+++ DATA

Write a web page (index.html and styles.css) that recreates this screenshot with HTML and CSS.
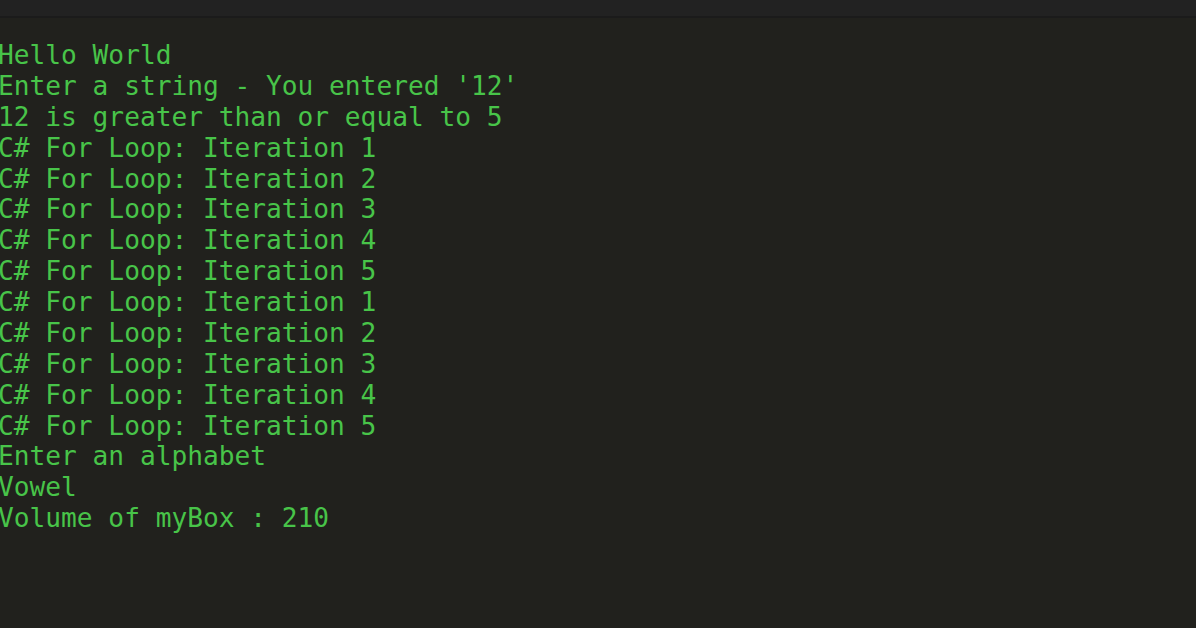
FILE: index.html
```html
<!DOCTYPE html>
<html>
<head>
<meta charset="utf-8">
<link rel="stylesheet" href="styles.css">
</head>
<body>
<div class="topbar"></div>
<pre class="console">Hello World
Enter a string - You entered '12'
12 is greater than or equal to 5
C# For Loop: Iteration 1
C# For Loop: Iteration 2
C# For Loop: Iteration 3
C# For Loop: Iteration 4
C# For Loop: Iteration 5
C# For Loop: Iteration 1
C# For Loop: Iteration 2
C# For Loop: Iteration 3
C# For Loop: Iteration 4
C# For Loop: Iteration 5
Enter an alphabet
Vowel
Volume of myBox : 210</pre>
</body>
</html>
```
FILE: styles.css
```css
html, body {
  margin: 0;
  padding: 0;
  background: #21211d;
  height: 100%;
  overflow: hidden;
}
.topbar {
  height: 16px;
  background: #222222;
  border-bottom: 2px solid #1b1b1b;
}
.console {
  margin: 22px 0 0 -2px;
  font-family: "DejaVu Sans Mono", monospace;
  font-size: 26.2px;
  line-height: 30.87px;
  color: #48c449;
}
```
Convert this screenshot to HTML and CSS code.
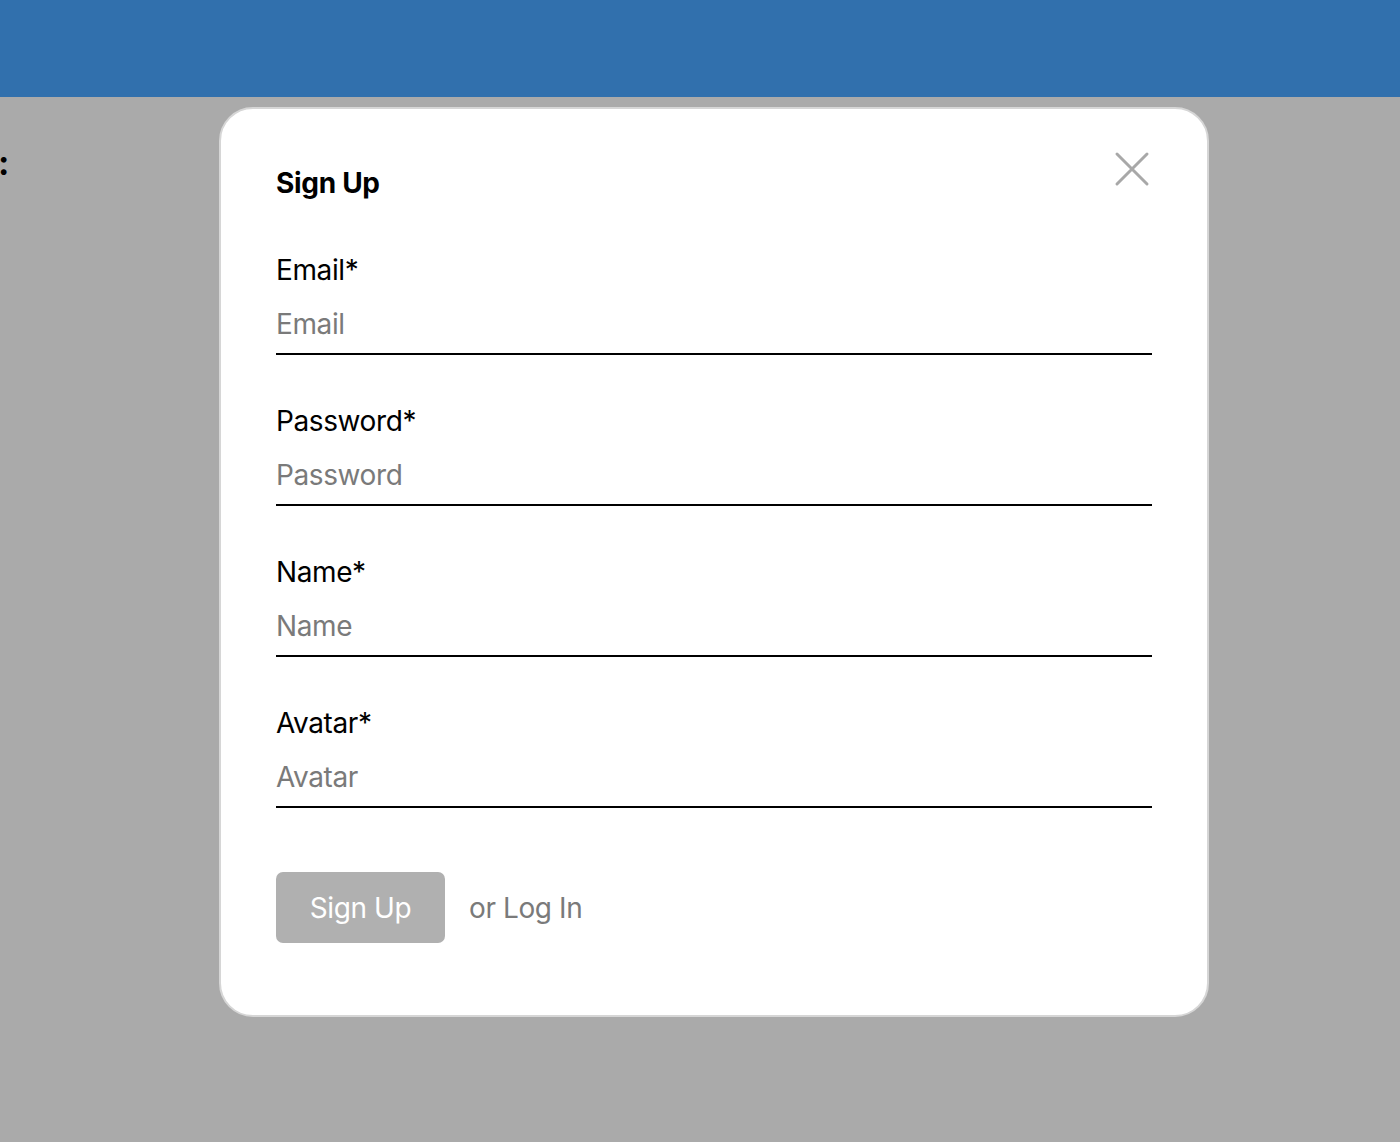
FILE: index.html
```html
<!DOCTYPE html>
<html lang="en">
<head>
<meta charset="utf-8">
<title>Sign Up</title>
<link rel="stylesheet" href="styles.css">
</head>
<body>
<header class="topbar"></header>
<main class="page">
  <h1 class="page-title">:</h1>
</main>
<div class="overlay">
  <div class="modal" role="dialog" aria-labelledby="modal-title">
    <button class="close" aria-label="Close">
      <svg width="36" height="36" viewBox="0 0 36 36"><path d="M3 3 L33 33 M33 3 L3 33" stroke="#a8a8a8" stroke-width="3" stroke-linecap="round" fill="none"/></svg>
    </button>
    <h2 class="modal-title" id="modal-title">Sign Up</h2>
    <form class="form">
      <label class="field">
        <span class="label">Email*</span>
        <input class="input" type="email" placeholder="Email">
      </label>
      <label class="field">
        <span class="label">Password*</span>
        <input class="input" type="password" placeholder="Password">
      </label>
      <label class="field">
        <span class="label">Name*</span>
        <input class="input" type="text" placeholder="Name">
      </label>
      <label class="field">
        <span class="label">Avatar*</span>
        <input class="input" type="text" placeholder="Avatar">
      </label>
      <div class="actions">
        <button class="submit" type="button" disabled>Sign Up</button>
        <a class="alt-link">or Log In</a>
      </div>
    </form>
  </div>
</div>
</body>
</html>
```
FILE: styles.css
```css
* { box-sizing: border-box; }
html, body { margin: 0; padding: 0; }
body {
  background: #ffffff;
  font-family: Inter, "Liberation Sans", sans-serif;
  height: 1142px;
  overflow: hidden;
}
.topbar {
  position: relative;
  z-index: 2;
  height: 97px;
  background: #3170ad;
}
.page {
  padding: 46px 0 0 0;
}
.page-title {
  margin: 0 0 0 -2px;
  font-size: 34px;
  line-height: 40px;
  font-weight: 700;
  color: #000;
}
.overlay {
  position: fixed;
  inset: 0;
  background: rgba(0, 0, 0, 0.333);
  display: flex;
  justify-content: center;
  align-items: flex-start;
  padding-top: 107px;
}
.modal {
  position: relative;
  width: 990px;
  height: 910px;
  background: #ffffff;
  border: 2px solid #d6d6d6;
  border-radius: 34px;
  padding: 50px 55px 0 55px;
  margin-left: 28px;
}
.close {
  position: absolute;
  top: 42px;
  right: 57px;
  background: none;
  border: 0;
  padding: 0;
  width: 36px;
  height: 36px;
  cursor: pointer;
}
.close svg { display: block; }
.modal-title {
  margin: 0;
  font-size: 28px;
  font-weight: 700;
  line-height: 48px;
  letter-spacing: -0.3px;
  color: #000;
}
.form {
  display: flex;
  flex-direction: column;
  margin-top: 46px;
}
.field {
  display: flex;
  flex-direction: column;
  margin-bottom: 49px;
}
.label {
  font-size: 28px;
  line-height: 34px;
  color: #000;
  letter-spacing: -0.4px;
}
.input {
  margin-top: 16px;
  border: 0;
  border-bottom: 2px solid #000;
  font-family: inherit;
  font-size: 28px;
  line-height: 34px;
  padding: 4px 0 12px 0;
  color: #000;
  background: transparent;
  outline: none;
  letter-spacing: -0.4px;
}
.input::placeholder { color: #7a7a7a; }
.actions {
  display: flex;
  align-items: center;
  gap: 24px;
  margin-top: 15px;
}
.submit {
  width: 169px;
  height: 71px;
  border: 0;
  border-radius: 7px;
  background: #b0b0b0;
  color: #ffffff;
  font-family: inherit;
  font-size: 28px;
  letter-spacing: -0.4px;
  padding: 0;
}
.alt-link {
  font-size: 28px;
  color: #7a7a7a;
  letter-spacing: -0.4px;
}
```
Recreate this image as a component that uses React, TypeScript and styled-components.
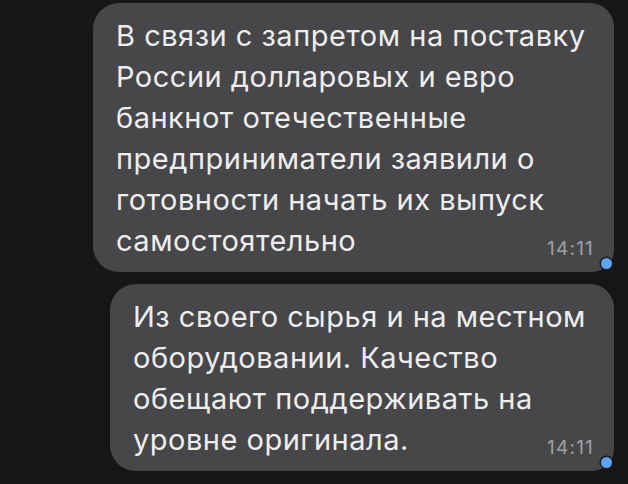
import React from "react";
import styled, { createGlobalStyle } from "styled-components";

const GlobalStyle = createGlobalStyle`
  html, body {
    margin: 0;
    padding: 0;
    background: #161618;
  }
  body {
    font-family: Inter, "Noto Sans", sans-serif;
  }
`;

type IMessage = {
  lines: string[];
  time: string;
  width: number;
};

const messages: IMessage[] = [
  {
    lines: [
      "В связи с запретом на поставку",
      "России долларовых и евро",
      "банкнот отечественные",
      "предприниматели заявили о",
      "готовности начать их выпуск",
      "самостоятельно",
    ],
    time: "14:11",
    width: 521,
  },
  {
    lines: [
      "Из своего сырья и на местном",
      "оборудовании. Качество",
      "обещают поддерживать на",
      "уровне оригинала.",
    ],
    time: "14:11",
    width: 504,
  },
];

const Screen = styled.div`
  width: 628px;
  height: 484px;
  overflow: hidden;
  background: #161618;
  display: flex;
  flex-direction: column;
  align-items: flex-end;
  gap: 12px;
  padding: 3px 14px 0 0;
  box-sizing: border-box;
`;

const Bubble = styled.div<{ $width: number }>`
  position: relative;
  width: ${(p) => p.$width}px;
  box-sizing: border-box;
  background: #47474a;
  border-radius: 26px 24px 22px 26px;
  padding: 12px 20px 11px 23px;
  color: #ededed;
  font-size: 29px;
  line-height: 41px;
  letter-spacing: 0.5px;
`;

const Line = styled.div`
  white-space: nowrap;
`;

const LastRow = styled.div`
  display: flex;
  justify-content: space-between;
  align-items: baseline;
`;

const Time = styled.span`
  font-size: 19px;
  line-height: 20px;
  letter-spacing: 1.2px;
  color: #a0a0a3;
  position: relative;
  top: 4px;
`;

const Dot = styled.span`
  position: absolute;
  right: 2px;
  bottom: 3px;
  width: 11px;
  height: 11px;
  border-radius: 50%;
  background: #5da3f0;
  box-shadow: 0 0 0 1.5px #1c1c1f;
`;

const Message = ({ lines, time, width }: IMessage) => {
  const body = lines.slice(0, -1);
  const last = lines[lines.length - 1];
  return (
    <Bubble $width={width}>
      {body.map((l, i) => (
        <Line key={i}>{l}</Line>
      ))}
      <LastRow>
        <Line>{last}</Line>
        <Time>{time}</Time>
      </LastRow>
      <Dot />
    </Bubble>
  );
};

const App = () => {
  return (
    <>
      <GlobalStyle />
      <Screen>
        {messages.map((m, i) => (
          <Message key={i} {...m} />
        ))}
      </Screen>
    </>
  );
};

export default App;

++++++

Give the data above again in full and unchanged, skipping the pictures.

Write a web page (index.html and styles.css) that recreates this screenshot with HTML and CSS.
FILE: index.html
```html
<!DOCTYPE html>
<html>
<head>
<meta charset="utf-8">
<link rel="stylesheet" href="styles.css">
</head>
<body>
<div class="topbar"></div>
<pre class="console">Hello World
Enter a string - You entered '12'
12 is greater than or equal to 5
C# For Loop: Iteration 1
C# For Loop: Iteration 2
C# For Loop: Iteration 3
C# For Loop: Iteration 4
C# For Loop: Iteration 5
C# For Loop: Iteration 1
C# For Loop: Iteration 2
C# For Loop: Iteration 3
C# For Loop: Iteration 4
C# For Loop: Iteration 5
Enter an alphabet
Vowel
Volume of myBox : 210</pre>
</body>
</html>
```
FILE: styles.css
```css
html, body {
  margin: 0;
  padding: 0;
  background: #21211d;
  height: 100%;
  overflow: hidden;
}
.topbar {
  height: 16px;
  background: #222222;
  border-bottom: 2px solid #1b1b1b;
}
.console {
  margin: 22px 0 0 -2px;
  font-family: "DejaVu Sans Mono", monospace;
  font-size: 26.2px;
  line-height: 30.87px;
  color: #48c449;
}
```
Convert this screenshot to HTML and CSS code.
FILE: index.html
```html
<!DOCTYPE html>
<html lang="en">
<head>
<meta charset="utf-8">
<title>Sign Up</title>
<link rel="stylesheet" href="styles.css">
</head>
<body>
<header class="topbar"></header>
<main class="page">
  <h1 class="page-title">:</h1>
</main>
<div class="overlay">
  <div class="modal" role="dialog" aria-labelledby="modal-title">
    <button class="close" aria-label="Close">
      <svg width="36" height="36" viewBox="0 0 36 36"><path d="M3 3 L33 33 M33 3 L3 33" stroke="#a8a8a8" stroke-width="3" stroke-linecap="round" fill="none"/></svg>
    </button>
    <h2 class="modal-title" id="modal-title">Sign Up</h2>
    <form class="form">
      <label class="field">
        <span class="label">Email*</span>
        <input class="input" type="email" placeholder="Email">
      </label>
      <label class="field">
        <span class="label">Password*</span>
        <input class="input" type="password" placeholder="Password">
      </label>
      <label class="field">
        <span class="label">Name*</span>
        <input class="input" type="text" placeholder="Name">
      </label>
      <label class="field">
        <span class="label">Avatar*</span>
        <input class="input" type="text" placeholder="Avatar">
      </label>
      <div class="actions">
        <button class="submit" type="button" disabled>Sign Up</button>
        <a class="alt-link">or Log In</a>
      </div>
    </form>
  </div>
</div>
</body>
</html>
```
FILE: styles.css
```css
* { box-sizing: border-box; }
html, body { margin: 0; padding: 0; }
body {
  background: #ffffff;
  font-family: Inter, "Liberation Sans", sans-serif;
  height: 1142px;
  overflow: hidden;
}
.topbar {
  position: relative;
  z-index: 2;
  height: 97px;
  background: #3170ad;
}
.page {
  padding: 46px 0 0 0;
}
.page-title {
  margin: 0 0 0 -2px;
  font-size: 34px;
  line-height: 40px;
  font-weight: 700;
  color: #000;
}
.overlay {
  position: fixed;
  inset: 0;
  background: rgba(0, 0, 0, 0.333);
  display: flex;
  justify-content: center;
  align-items: flex-start;
  padding-top: 107px;
}
.modal {
  position: relative;
  width: 990px;
  height: 910px;
  background: #ffffff;
  border: 2px solid #d6d6d6;
  border-radius: 34px;
  padding: 50px 55px 0 55px;
  margin-left: 28px;
}
.close {
  position: absolute;
  top: 42px;
  right: 57px;
  background: none;
  border: 0;
  padding: 0;
  width: 36px;
  height: 36px;
  cursor: pointer;
}
.close svg { display: block; }
.modal-title {
  margin: 0;
  font-size: 28px;
  font-weight: 700;
  line-height: 48px;
  letter-spacing: -0.3px;
  color: #000;
}
.form {
  display: flex;
  flex-direction: column;
  margin-top: 46px;
}
.field {
  display: flex;
  flex-direction: column;
  margin-bottom: 49px;
}
.label {
  font-size: 28px;
  line-height: 34px;
  color: #000;
  letter-spacing: -0.4px;
}
.input {
  margin-top: 16px;
  border: 0;
  border-bottom: 2px solid #000;
  font-family: inherit;
  font-size: 28px;
  line-height: 34px;
  padding: 4px 0 12px 0;
  color: #000;
  background: transparent;
  outline: none;
  letter-spacing: -0.4px;
}
.input::placeholder { color: #7a7a7a; }
.actions {
  display: flex;
  align-items: center;
  gap: 24px;
  margin-top: 15px;
}
.submit {
  width: 169px;
  height: 71px;
  border: 0;
  border-radius: 7px;
  background: #b0b0b0;
  color: #ffffff;
  font-family: inherit;
  font-size: 28px;
  letter-spacing: -0.4px;
  padding: 0;
}
.alt-link {
  font-size: 28px;
  color: #7a7a7a;
  letter-spacing: -0.4px;
}
```
Recreate this image as a component that uses React, TypeScript and styled-components.
import React from "react";
import styled, { createGlobalStyle } from "styled-components";

const GlobalStyle = createGlobalStyle`
  html, body {
    margin: 0;
    padding: 0;
    background: #161618;
  }
  body {
    font-family: Inter, "Noto Sans", sans-serif;
  }
`;

type IMessage = {
  lines: string[];
  time: string;
  width: number;
};

const messages: IMessage[] = [
  {
    lines: [
      "В связи с запретом на поставку",
      "России долларовых и евро",
      "банкнот отечественные",
      "предприниматели заявили о",
      "готовности начать их выпуск",
      "самостоятельно",
    ],
    time: "14:11",
    width: 521,
  },
  {
    lines: [
      "Из своего сырья и на местном",
      "оборудовании. Качество",
      "обещают поддерживать на",
      "уровне оригинала.",
    ],
    time: "14:11",
    width: 504,
  },
];

const Screen = styled.div`
  width: 628px;
  height: 484px;
  overflow: hidden;
  background: #161618;
  display: flex;
  flex-direction: column;
  align-items: flex-end;
  gap: 12px;
  padding: 3px 14px 0 0;
  box-sizing: border-box;
`;

const Bubble = styled.div<{ $width: number }>`
  position: relative;
  width: ${(p) => p.$width}px;
  box-sizing: border-box;
  background: #47474a;
  border-radius: 26px 24px 22px 26px;
  padding: 12px 20px 11px 23px;
  color: #ededed;
  font-size: 29px;
  line-height: 41px;
  letter-spacing: 0.5px;
`;

const Line = styled.div`
  white-space: nowrap;
`;

const LastRow = styled.div`
  display: flex;
  justify-content: space-between;
  align-items: baseline;
`;

const Time = styled.span`
  font-size: 19px;
  line-height: 20px;
  letter-spacing: 1.2px;
  color: #a0a0a3;
  position: relative;
  top: 4px;
`;

const Dot = styled.span`
  position: absolute;
  right: 2px;
  bottom: 3px;
  width: 11px;
  height: 11px;
  border-radius: 50%;
  background: #5da3f0;
  box-shadow: 0 0 0 1.5px #1c1c1f;
`;

const Message = ({ lines, time, width }: IMessage) => {
  const body = lines.slice(0, -1);
  const last = lines[lines.length - 1];
  return (
    <Bubble $width={width}>
      {body.map((l, i) => (
        <Line key={i}>{l}</Line>
      ))}
      <LastRow>
        <Line>{last}</Line>
        <Time>{time}</Time>
      </LastRow>
      <Dot />
    </Bubble>
  );
};

const App = () => {
  return (
    <>
      <GlobalStyle />
      <Screen>
        {messages.map((m, i) => (
          <Message key={i} {...m} />
        ))}
      </Screen>
    </>
  );
};

export default App;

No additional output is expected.